= Supplied material =
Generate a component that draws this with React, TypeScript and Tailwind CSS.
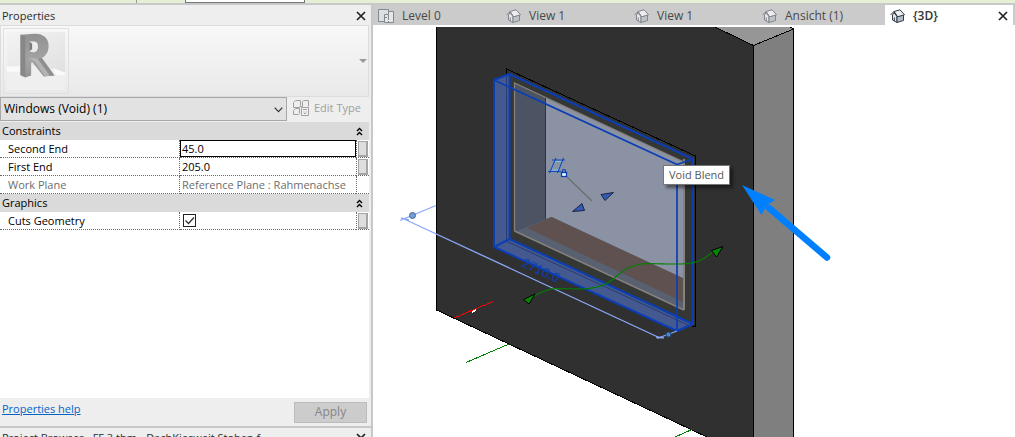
import { useId, useState } from "react";

type IconProps = { className?: string };

function CloseIcon({ className = "" }: IconProps) {
  return (
    <svg viewBox="0 0 10 10" className={`size-2.5 ${className}`} aria-hidden="true">
      <path d="M1 1l8 8M9 1L1 9" fill="none" stroke="currentColor" strokeWidth="1.7" />
    </svg>
  );
}

function RevitLogo() {
  return (
    <svg viewBox="0 0 66 66" className="size-full" aria-hidden="true">
      <defs>
        <linearGradient id="wall" x1="0" y1="0" x2="1" y2="1">
          <stop offset="0" stopColor="#f4f4f4" />
          <stop offset="1" stopColor="#e0e0e0" />
        </linearGradient>
        <linearGradient id="letter" x1="0" y1="0" x2="0" y2="1">
          <stop offset="0" stopColor="#919191" />
          <stop offset="0.6" stopColor="#a3a3a3" />
          <stop offset="1" stopColor="#929292" />
        </linearGradient>
      </defs>
      <rect x="3" y="3" width="60" height="60" fill="#efefef" />
      <path d="M3 3h60v42L36 38 3 40z" fill="url(#wall)" />
      <path d="M3 39l15-1v6H3zM50 40l13 5v3l-9-1z" fill="#fafafa" />
      <path
        fillRule="evenodd"
        d="M17 6l15-1c9 0 14 5 14 12 0 6-2 10-7 13l13 18-11 1-12-15-1 1v13l-6 2-5-2zM26 13v10l4 1c4 0 5-3 5-6s-1-5-5-5z"
        fill="url(#letter)"
      />
      <path d="M17 6l5 2v41l-5-2z" fill="#878787" />
      <path d="M25 30c6 2 9 6 11 10l6 9 5-1-12-17-5-1z" fill="#b3b3b3" />
      <path d="M39 30l13 18h-4L35 31z" fill="#8f8f8f" />
      <path d="M26 13l3 2v6l-3 2z" fill="#7a7a7a" />
    </svg>
  );
}

function EditTypeIcon() {
  return (
    <svg viewBox="0 0 17 17" className="size-[17px]" fill="none" stroke="#a0a0a0" aria-hidden="true">
      <path d="M.5 7.500v-5l2-2h5v5l-1 2zM7.500 6.500h2v-5l1-1h5v6M.5 14.500v-4l2-2h4v5l-1 1z" />
      <path d="M8.500 7.500h7v8h-7z" fill="#f2f2f2" />
      <path d="M10 9.500h4M10.500 12h1M13 12h1M11 13.500h2" />
    </svg>
  );
}

function PlanIcon() {
  return (
    <svg viewBox="0 0 16 14" className="h-3.5 w-4" fill="none" stroke="#85898e" aria-hidden="true">
      <path d="M.5.500h10v12H.500z" fill="#dcdfe2" />
      <path d="M6.500 5.500h4v-3h5v11h-9z" fill="#e4e6e8" />
      <path d="M10.500 6v7" strokeDasharray="2 1" />
      <path d="M7 8.500h4" strokeDasharray="2 1" />
    </svg>
  );
}

function HouseIcon({ active = false }: { active?: boolean }) {
  return (
    <svg
      viewBox="0 0 15 14"
      className={`h-3.5 w-[15px] ${active ? "text-[#343c47]" : "text-[#81858b]"}`}
      stroke="currentColor"
      strokeLinejoin="round"
      aria-hidden="true"
    >
      <path d="M2.500 6v5l4.500 2.500V7.500L4 3.500z" fill="#e3e6ea" />
      <path d="M7 7.500v6l6.500-2V6z" fill={active ? "#aebccb" : "#bcc3cb"} />
      <path d="M4 2.500L10 .8l4.500 5-7 2z" fill="#eceef0" />
      <path d="M.5 6L4 2.500 7.500 7.800" fill="none" />
      <path d="M4.300 12V8.500" fill="none" />
    </svg>
  );
}

function Collapse({ label }: { label: string }) {
  return (
    <button type="button" aria-label={label} className="block">
      <svg viewBox="0 0 7 9" className="h-[9px] w-[7px]" aria-hidden="true">
        <path d="M1 4l2.500-2.500L6 4M1 8l2.500-2.500L6 8" fill="none" stroke="#000" strokeWidth="1.400" />
      </svg>
    </button>
  );
}

function SectionRow({ title }: { title: string }) {
  return (
    <tr className="h-[18px] bg-[#dadada]">
      <th colSpan={2} scope="colgroup" className="p-0 pl-0.5 text-left font-normal">
        {title}
      </th>
      <td className="p-0 align-middle">
        <Collapse label={`Collapse ${title}`} />
      </td>
    </tr>
  );
}

type PropertyRowProps = {
  name: string;
  value?: string;
  selected?: boolean;
  readOnly?: boolean;
  checkbox?: boolean;
};

function PropertyRow({ name, value = "", selected, readOnly, checkbox }: PropertyRowProps) {
  const id = useId();
  const [text, setText] = useState(value);
  const [checked, setChecked] = useState(true);
  const cell = "border-b border-dotted border-[#6a6a6a] p-0";
  return (
    <tr className={`h-[18px] ${readOnly ? "text-[#6d6d6d]" : "text-black"}`}>
      <th scope="row" className={`${cell} border-r pl-2 text-left font-normal`}>
        <label htmlFor={id} className="block">{name}</label>
      </th>
      <td className={cell}>
        {checkbox ? (
          <span className="relative ml-[3px] block size-[13px]">
            <input
              id={id}
              type="checkbox"
              checked={checked}
              onChange={(e) => setChecked(e.target.checked)}
              className="block size-[13px] appearance-none border border-[#222] bg-white"
            />
            {checked && (
              <svg viewBox="0 0 13 13" className="pointer-events-none absolute inset-0 size-[13px]" aria-hidden="true">
                <path d="M2.500 6.500l3 3 5.500-6" fill="none" stroke="#333" strokeWidth="1.300" />
              </svg>
            )}
          </span>
        ) : (
          <input
            id={id}
            value={text}
            readOnly={readOnly}
            onChange={(e) => setText(e.target.value)}
            className={`block h-[17px] w-full border bg-white px-px outline-none ${
              selected ? "border-black" : "border-transparent"
            }`}
          />
        )}
      </td>
      <td className={`${cell} border-l`}>
        {!readOnly && (
          <button
            type="button"
            aria-label={`Associate ${name}`}
            className="mx-auto block h-4 w-2.5 border border-r-2 border-b-2 border-[#a5a5a5] bg-[#dedede]"
          />
        )}
      </td>
    </tr>
  );
}

function PropertiesPanel() {
  return (
    <section className="flex min-h-0 flex-1 flex-col bg-[#eeeeee]">
      <header className="flex h-5 items-center justify-between pt-0.5 pr-[5px] pl-0.5 text-[#2b2b2b]">
        <h2 className="text-[11px]">Properties</h2>
        <button type="button" aria-label="Close properties" className="text-[#222]">
          <CloseIcon />
        </button>
      </header>
      <div className="mr-0.5 flex h-[72px] items-center justify-between border border-[#dcdcdc] bg-gradient-to-b from-[#f8f8f8] to-[#e9e9e9] pl-0.5">
        <div className="size-[66px] border border-[#e0e0e0]">
          <RevitLogo />
        </div>
        <button type="button" aria-label="Type selector" className="pr-px">
          <svg viewBox="0 0 8 4" className="h-1 w-2" aria-hidden="true">
            <path d="M0 0h8L4 4z" fill="#999" />
          </svg>
        </button>
      </div>
      <div className="flex h-[25px] items-start">
        <div className="relative min-w-0 flex-1">
          <select
            aria-label="Element filter"
            className="block h-6 w-full appearance-none border border-[#a8a8a8] bg-[#e2e2e2] pl-[3px] text-black"
          >
            <option>Windows (Void) (1)</option>
          </select>
          <svg viewBox="0 0 9 6" className="pointer-events-none absolute top-[10px] right-1 h-1.5 w-[9px]" aria-hidden="true">
            <path d="M.7.700l3.800 4L8.300.700" fill="none" stroke="#333" strokeWidth="1.200" />
          </svg>
        </div>
        <button
          type="button"
          disabled
          className="flex h-[22px] w-[84px] items-center gap-1 pl-1.5 text-[11px] whitespace-nowrap text-[#a0a0a0]"
        >
          <EditTypeIcon />
          Edit Type
        </button>
      </div>
      <div className="mr-0.5 min-h-0 flex-1 overflow-hidden bg-white">
        <table className="w-full table-fixed border-separate border-spacing-0 text-[11px] leading-4 text-black">
          <colgroup>
            <col className="w-[180px]" />
            <col />
            <col className="w-[13px]" />
          </colgroup>
          <tbody>
            <SectionRow title="Constraints" />
            <PropertyRow name="Second End" value="45.0" selected />
            <PropertyRow name="First End" value="205.0" />
            <PropertyRow name="Work Plane" value="Reference Plane : Rahmenachse" readOnly />
            <SectionRow title="Graphics" />
            <PropertyRow name="Cuts Geometry" checkbox />
          </tbody>
        </table>
      </div>
      <footer className="flex h-7 items-center justify-between pr-1 pl-0.5">
        <a href="#help" className="-mt-1.5 text-[11px] text-[#0563c8] underline">
          Properties help
        </a>
        <button type="button" disabled className="h-[21px] w-[73px] border border-[#bcbcbc] bg-[#cccccc] text-[#868686]">
          Apply
        </button>
      </footer>
    </section>
  );
}

const tabs = ["Level 0", "View 1", "View 1", "Ansicht (1)", "{3D}"];

function ViewTabs() {
  return (
    <nav className="flex h-5 shrink-0 bg-[#cbcbcb] pr-0.5" aria-label="Open views">
      {tabs.map((tab, i) => {
        const active = i === tabs.length - 1;
        return (
          <div
            key={i}
            className={`flex min-w-0 flex-1 items-center justify-between pt-px pr-[5px] pl-[5px] ${
              active ? "bg-white font-semibold text-[#333]" : "text-[#4a4a4a]"
            }`}
          >
            <button type="button" className="flex items-center gap-2 whitespace-nowrap">
              {i === 0 ? <PlanIcon /> : <HouseIcon active={active} />}
              {tab}
            </button>
            {active && (
              <button type="button" aria-label="Close view" className="text-[#222]">
                <CloseIcon />
              </button>
            )}
          </div>
        );
      })}
    </nav>
  );
}

function Scene() {
  return (
    <svg
      viewBox="373 25 642 412"
      preserveAspectRatio="xMinYMin slice"
      className="block size-full"
      role="img"
      aria-label="Wall with a window opening cut by a void blend"
    >
      {/* wall */}
      <g shapeRendering="crispEdges">
        <path d="M436 27H715L753 45V437H707L436 310z" fill="#303030" />
        <path d="M715 27H791L793 29 753 45z" fill="#969696" />
        <path d="M753 45L793 29V437H753z" fill="#7f7f7f" />
        <path d="M436.500 27V310L707 437M715 27L753.500 45.500 793.500 29V437M753.500 45V437M790 27L793.500 29" fill="none" stroke="#000" />
      </g>

      {/* opening */}
      <path d="M509 74L693 159V325L509 239z" fill="#353735" />
      <path d="M515 84L684 162V310L515 231z" fill="#596171" />
      <path d="M515 84L546 98V219L515 232z" fill="#4c5463" />
      <path d="M546 98L684 162V279L552 217 546 219z" fill="#8b92a3" />
      <path d="M527 228L551 217 683 278V302z" fill="#5f514f" />
      <path d="M545.500 98V219" fill="none" stroke="#2e3441" shapeRendering="crispEdges" />
      <path d="M514.500 231V83L684 162" fill="none" stroke="#85817f" strokeWidth="1.300" />
      <path d="M684 159V310" fill="none" stroke="#85817f" strokeWidth="2" />
      <path d="M514.500 231L684 310" fill="none" stroke="#85817f" strokeWidth="1.500" />
      <path d="M506.500 78V69L695.500 156V326H692" fill="none" stroke="#000" shapeRendering="crispEdges" />

      {/* selected void */}
      <path d="M494 80L509 74V239L676 317 692 324 677 331 494 247z" fill="#43598f" />
      <path d="M506.500 74V240M506 241L688 325" fill="none" stroke="#2b3b6c" />
      <g fill="none" stroke="#0b3eb5" strokeLinejoin="round" strokeWidth="2">
        <path d="M494 80V247L677 331" />
        <path d="M494 80L509.500 74L693 159V324L677 331M509.500 74V239L693 324M509.500 239L494 247" />
        <path d="M494 80L677 164.500V331M677 164.500L693 159" strokeWidth="1.700" />
      </g>
      <text
        x="521"
        y="266"
        transform="rotate(25 521 266)"
        fill="#0b3eb5"
        fontSize="13"
        className="font-['Liberation_Sans',sans-serif]"
      >
        2710.0
      </text>

      {/* length dimension */}
      <g fill="none" stroke="#8aa9f8" strokeWidth="1.300">
        <path d="M400 220.500L436 205.500M401 218l8 2M404 219L660 338" />
        <path d="M657 338.500L677 331M656 337l8 1" />
      </g>
      <circle cx="412.500" cy="215.500" r="3" fill="#6f9fdf" stroke="#4d6180" />
      <circle cx="668.500" cy="334.500" r="2.500" fill="#4a86cf" stroke="#24446f" />

      {/* work plane glyph and flip controls */}
      <g fill="none">
        <path d="M555 161.500H562L558 170H551z" stroke="#7fc4e8" />
        <path d="M552 160H565M548 171.500H561M556 158L549.500 173M563.500 158L557.500 173" stroke="#1149b5" strokeWidth="1.100" />
        <path d="M567 177L592 201" stroke="#6c6d72" strokeWidth="1.300" />
      </g>
      <path d="M562.500 172v-1a1.500 1.500 0 013 0V172" fill="none" stroke="#0b3eb5" strokeWidth="1.200" />
      <rect x="561.500" y="172.500" width="5" height="4" fill="#dff" stroke="#0b3eb5" strokeWidth="1.300" />
      <path d="M601 194.500L613.500 192.500 605 200.500zM572.500 211.500L582 203.500 584.500 210.500z" fill="#3459b0" stroke="#1b2547" />

      {/* path curve */}
      <path
        d="M534 296C541 292 547 289 555 288.500L580 289C596 289 605 286 612 280C621 272 630 264 647 263.500C665 263.500 685 266 698 261.500C706 258 710 254 714 251"
        fill="none"
        stroke="#008000"
        strokeWidth="1.100"
      />
      <path d="M711.500 250.500L723 246.500 716.500 257zM523.500 299.500L535 294 529 304z" fill="#078307" stroke="#000" />

      {/* reference lines */}
      <g fill="none" shapeRendering="crispEdges">
        <path d="M454 318L493 301.500" stroke="#f00" />
        <path d="M472 312l4-2" stroke="#fff" strokeWidth="2" />
        <path d="M466 362.500L509 344M675 437L692 429.500" stroke="#008000" />
      </g>

      {/* annotation arrow */}
      <path d="M769 208L827 257.500" stroke="#0080ff" strokeWidth="6.500" strokeLinecap="round" />
      <path d="M742 185L775 200 767 205 761.500 215z" fill="#0080ff" />
    </svg>
  );
}

export default function App() {
  return (
    <div className="flex h-screen flex-col overflow-hidden bg-[#c8c8c8] font-['Open_Sans','Noto_Sans',sans-serif] text-xs">
      <div className="flex h-[3px] shrink-0 bg-[#e5efd6]">
        <div className="w-[137px] border-r border-[#999]" />
        <div className="ml-12 w-[120px] border border-t-0 border-[#777] bg-white" />
      </div>
      <main className="flex min-h-0 flex-1 gap-0.5 pt-0.5">
        <aside className="flex w-[371px] shrink-0 flex-col gap-0.5">
          <PropertiesPanel />
          <section className="h-[9px] shrink-0 overflow-hidden bg-[#eeeeee] text-[#2b2b2b]">
            <header className="flex items-center justify-between pt-0.5 pr-[5px] pl-0.5">
              <h2 className="text-[11px] leading-4 whitespace-nowrap">Project Browser - FF 3.thm - DachKiesweit Stoban f...</h2>
              <button type="button" aria-label="Close project browser" className="text-[#222]">
                <CloseIcon />
              </button>
            </header>
          </section>
        </aside>
        <div className="flex min-w-0 flex-1 flex-col">
          <ViewTabs />
          <div className="relative min-h-0 flex-1 overflow-hidden bg-white">
            <Scene />
            <div
              role="tooltip"
              className="absolute top-[140px] left-[290px] border border-[#767676] bg-white px-[5px] text-[11px] leading-[18px] whitespace-nowrap text-[#575757] shadow-[3px_3px_3px_rgba(0,0,0,0.45)]"
            >
              Void Blend
            </div>
          </div>
        </div>
      </main>
    </div>
  );
}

= Written task =
Isolate the lines that hold the word "with" and copy all of them.

= Response to this task =
Generate a component that draws this with React, TypeScript and Tailwind CSS.
      aria-label="Wall with a window opening cut by a void blend"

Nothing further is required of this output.